* What you are asked to do: Without including any images, repeat the data exactly.

* Material provided:
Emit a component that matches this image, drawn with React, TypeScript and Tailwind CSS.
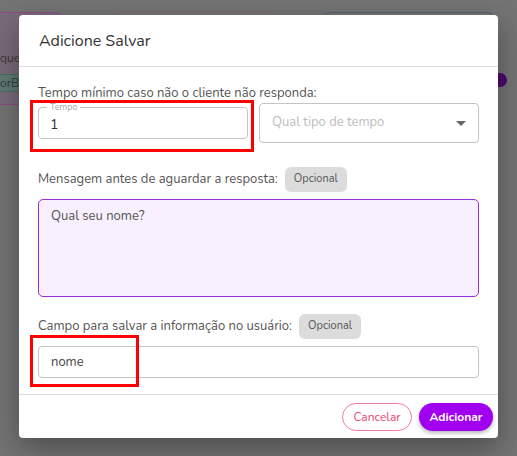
import { useState } from "react";

const font = { fontFamily: '"Nunito", Lato, "Open Sans", sans-serif' };

function Background() {
  return (
    <div className="absolute inset-0 bg-[#747474] overflow-hidden">
      <div className="flex gap-[39px] pt-3">
        <div className="w-[96px] h-[93px] -ml-[30px] rounded-xl border border-[#8e4a86] bg-[#7a6a79] flex flex-col pt-[37px] pl-[29px] gap-[8px]">
          <span className="text-[12px] leading-4 text-[#3a3238]">quet</span>
          <span className="w-max text-[12px] leading-4 pr-1 bg-[#5f7b74] text-[#2e3e3a] border-y border-[#4a6a62]">orBl</span>
        </div>
        <div className="w-[176px] h-[60px] rounded-xl border border-[#8a6a6a]" />
        <div className="w-[178px] h-[60px] rounded-xl border border-[#4f5f7a]" />
      </div>
      <div className="absolute left-[493px] top-[73px] w-[14px] h-[14px] rounded-full bg-[#4a0a6a]" />
    </div>
  );
}

function Chip() {
  return (
    <span className="inline-flex items-center h-[25px] px-[9px] rounded-md bg-[#dcdcdc] text-[11px] text-[#555]">
      Opcional
    </span>
  );
}

export default function App() {
  const [tempo, setTempo] = useState("1");
  const [mensagem, setMensagem] = useState("Qual seu nome?");
  const [campo, setCampo] = useState("nome");

  return (
    <div className="relative w-[517px] h-[456px] overflow-hidden" style={font}>
      <Background />
      <div className="absolute left-[19px] top-[15px] w-[479px] bg-white rounded shadow-[0_10px_30px_rgba(0,0,0,0.35)] flex flex-col">
        <div className="h-[52px] flex items-center px-5 border-b border-[#dedede]">
          <h2 className="text-[16px] text-[#333]">Adicione Salvar</h2>
        </div>

        <div className="flex flex-col px-[19px] pt-4 pb-[16px] border-b border-[#dedede]">
          <p className="text-[13px] leading-5 text-[#555]">Tempo mínimo caso não o cliente não responda:</p>
          <div className="flex items-center gap-[11px] h-[40px]">
            <div className="relative w-[210px] h-[32px] rounded border border-[#c4c4c4]">
              <span className="absolute -top-[6px] left-[8px] px-[3px] bg-white text-[9px] leading-[10px] text-[#aaa]">Tempo</span>
              <input
                value={tempo}
                onChange={(e) => setTempo(e.target.value)}
                className="w-full h-full px-[11px] pt-[3px] outline-none text-[14px] text-[#333] bg-transparent"
                style={font}
              />
            </div>
            <div className="flex-1 h-[40px] rounded border border-[#c4c4c4] flex items-center justify-between pl-3 pr-3">
              <span className="text-[13px] text-[#bdbdbd]">Qual tipo de tempo</span>
              <svg width="10" height="5" viewBox="0 0 10 5">
                <path d="M0 0 L10 0 L5 5 Z" fill="#666" />
              </svg>
            </div>
          </div>

          <div className="flex items-center gap-[7px] mt-6">
            <span className="text-[13px] text-[#555]">Mensagem antes de aguardar a resposta:</span>
            <Chip />
          </div>
          <textarea
            value={mensagem}
            onChange={(e) => setMensagem(e.target.value)}
            className="mt-[7px] h-[98px] resize-none rounded-[5px] border-[1.5px] border-[#9a2fd6] bg-[#f8f0fe] px-3 py-[7px] text-[13px] text-[#555] outline-none"
            style={font}
          />

          <div className="flex items-center gap-[7px] mt-[17px]">
            <span className="text-[13px] text-[#555]">Campo para salvar a informação no usuário:</span>
            <Chip />
          </div>
          <input
            value={campo}
            onChange={(e) => setCampo(e.target.value)}
            className="mt-[7px] h-[32px] rounded border border-[#c4c4c4] px-3 text-[13px] text-[#444] outline-none"
            style={font}
          />
        </div>

        <div className="flex justify-end items-center gap-[7px] pt-[8px] pb-[7px] pr-[5px]">
          <button className="h-[28px] w-[70px] rounded-full border border-[#f27a9e] text-[#e8456f] text-[12px] bg-white" style={font}>
            Cancelar
          </button>
          <button className="h-[28px] w-[74px] rounded-full bg-[#a100f0] text-white text-[12px] font-bold shadow-[0_2px_4px_rgba(0,0,0,0.3)]" style={font}>
            Adicionar
          </button>
        </div>

        <div className="absolute left-[11px] top-[85px] w-[224px] h-[52px] border-[3px] border-[#ff0000] pointer-events-none" />
        <div className="absolute left-[11px] top-[320px] w-[109px] h-[52px] border-[3px] border-[#ff0000] pointer-events-none" />
      </div>
    </div>
  );
}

* Exercise output:
Emit a component that matches this image, drawn with React, TypeScript and Tailwind CSS.
import { useState } from "react";

const font = { fontFamily: '"Nunito", Lato, "Open Sans", sans-serif' };

function Background() {
  return (
    <div className="absolute inset-0 bg-[#747474] overflow-hidden">
      <div className="flex gap-[39px] pt-3">
        <div className="w-[96px] h-[93px] -ml-[30px] rounded-xl border border-[#8e4a86] bg-[#7a6a79] flex flex-col pt-[37px] pl-[29px] gap-[8px]">
          <span className="text-[12px] leading-4 text-[#3a3238]">quet</span>
          <span className="w-max text-[12px] leading-4 pr-1 bg-[#5f7b74] text-[#2e3e3a] border-y border-[#4a6a62]">orBl</span>
        </div>
        <div className="w-[176px] h-[60px] rounded-xl border border-[#8a6a6a]" />
        <div className="w-[178px] h-[60px] rounded-xl border border-[#4f5f7a]" />
      </div>
      <div className="absolute left-[493px] top-[73px] w-[14px] h-[14px] rounded-full bg-[#4a0a6a]" />
    </div>
  );
}

function Chip() {
  return (
    <span className="inline-flex items-center h-[25px] px-[9px] rounded-md bg-[#dcdcdc] text-[11px] text-[#555]">
      Opcional
    </span>
  );
}

export default function App() {
  const [tempo, setTempo] = useState("1");
  const [mensagem, setMensagem] = useState("Qual seu nome?");
  const [campo, setCampo] = useState("nome");

  return (
    <div className="relative w-[517px] h-[456px] overflow-hidden" style={font}>
      <Background />
      <div className="absolute left-[19px] top-[15px] w-[479px] bg-white rounded shadow-[0_10px_30px_rgba(0,0,0,0.35)] flex flex-col">
        <div className="h-[52px] flex items-center px-5 border-b border-[#dedede]">
          <h2 className="text-[16px] text-[#333]">Adicione Salvar</h2>
        </div>

        <div className="flex flex-col px-[19px] pt-4 pb-[16px] border-b border-[#dedede]">
          <p className="text-[13px] leading-5 text-[#555]">Tempo mínimo caso não o cliente não responda:</p>
          <div className="flex items-center gap-[11px] h-[40px]">
            <div className="relative w-[210px] h-[32px] rounded border border-[#c4c4c4]">
              <span className="absolute -top-[6px] left-[8px] px-[3px] bg-white text-[9px] leading-[10px] text-[#aaa]">Tempo</span>
              <input
                value={tempo}
                onChange={(e) => setTempo(e.target.value)}
                className="w-full h-full px-[11px] pt-[3px] outline-none text-[14px] text-[#333] bg-transparent"
                style={font}
              />
            </div>
            <div className="flex-1 h-[40px] rounded border border-[#c4c4c4] flex items-center justify-between pl-3 pr-3">
              <span className="text-[13px] text-[#bdbdbd]">Qual tipo de tempo</span>
              <svg width="10" height="5" viewBox="0 0 10 5">
                <path d="M0 0 L10 0 L5 5 Z" fill="#666" />
              </svg>
            </div>
          </div>

          <div className="flex items-center gap-[7px] mt-6">
            <span className="text-[13px] text-[#555]">Mensagem antes de aguardar a resposta:</span>
            <Chip />
          </div>
          <textarea
            value={mensagem}
            onChange={(e) => setMensagem(e.target.value)}
            className="mt-[7px] h-[98px] resize-none rounded-[5px] border-[1.5px] border-[#9a2fd6] bg-[#f8f0fe] px-3 py-[7px] text-[13px] text-[#555] outline-none"
            style={font}
          />

          <div className="flex items-center gap-[7px] mt-[17px]">
            <span className="text-[13px] text-[#555]">Campo para salvar a informação no usuário:</span>
            <Chip />
          </div>
          <input
            value={campo}
            onChange={(e) => setCampo(e.target.value)}
            className="mt-[7px] h-[32px] rounded border border-[#c4c4c4] px-3 text-[13px] text-[#444] outline-none"
            style={font}
          />
        </div>

        <div className="flex justify-end items-center gap-[7px] pt-[8px] pb-[7px] pr-[5px]">
          <button className="h-[28px] w-[70px] rounded-full border border-[#f27a9e] text-[#e8456f] text-[12px] bg-white" style={font}>
            Cancelar
          </button>
          <button className="h-[28px] w-[74px] rounded-full bg-[#a100f0] text-white text-[12px] font-bold shadow-[0_2px_4px_rgba(0,0,0,0.3)]" style={font}>
            Adicionar
          </button>
        </div>

        <div className="absolute left-[11px] top-[85px] w-[224px] h-[52px] border-[3px] border-[#ff0000] pointer-events-none" />
        <div className="absolute left-[11px] top-[320px] w-[109px] h-[52px] border-[3px] border-[#ff0000] pointer-events-none" />
      </div>
    </div>
  );
}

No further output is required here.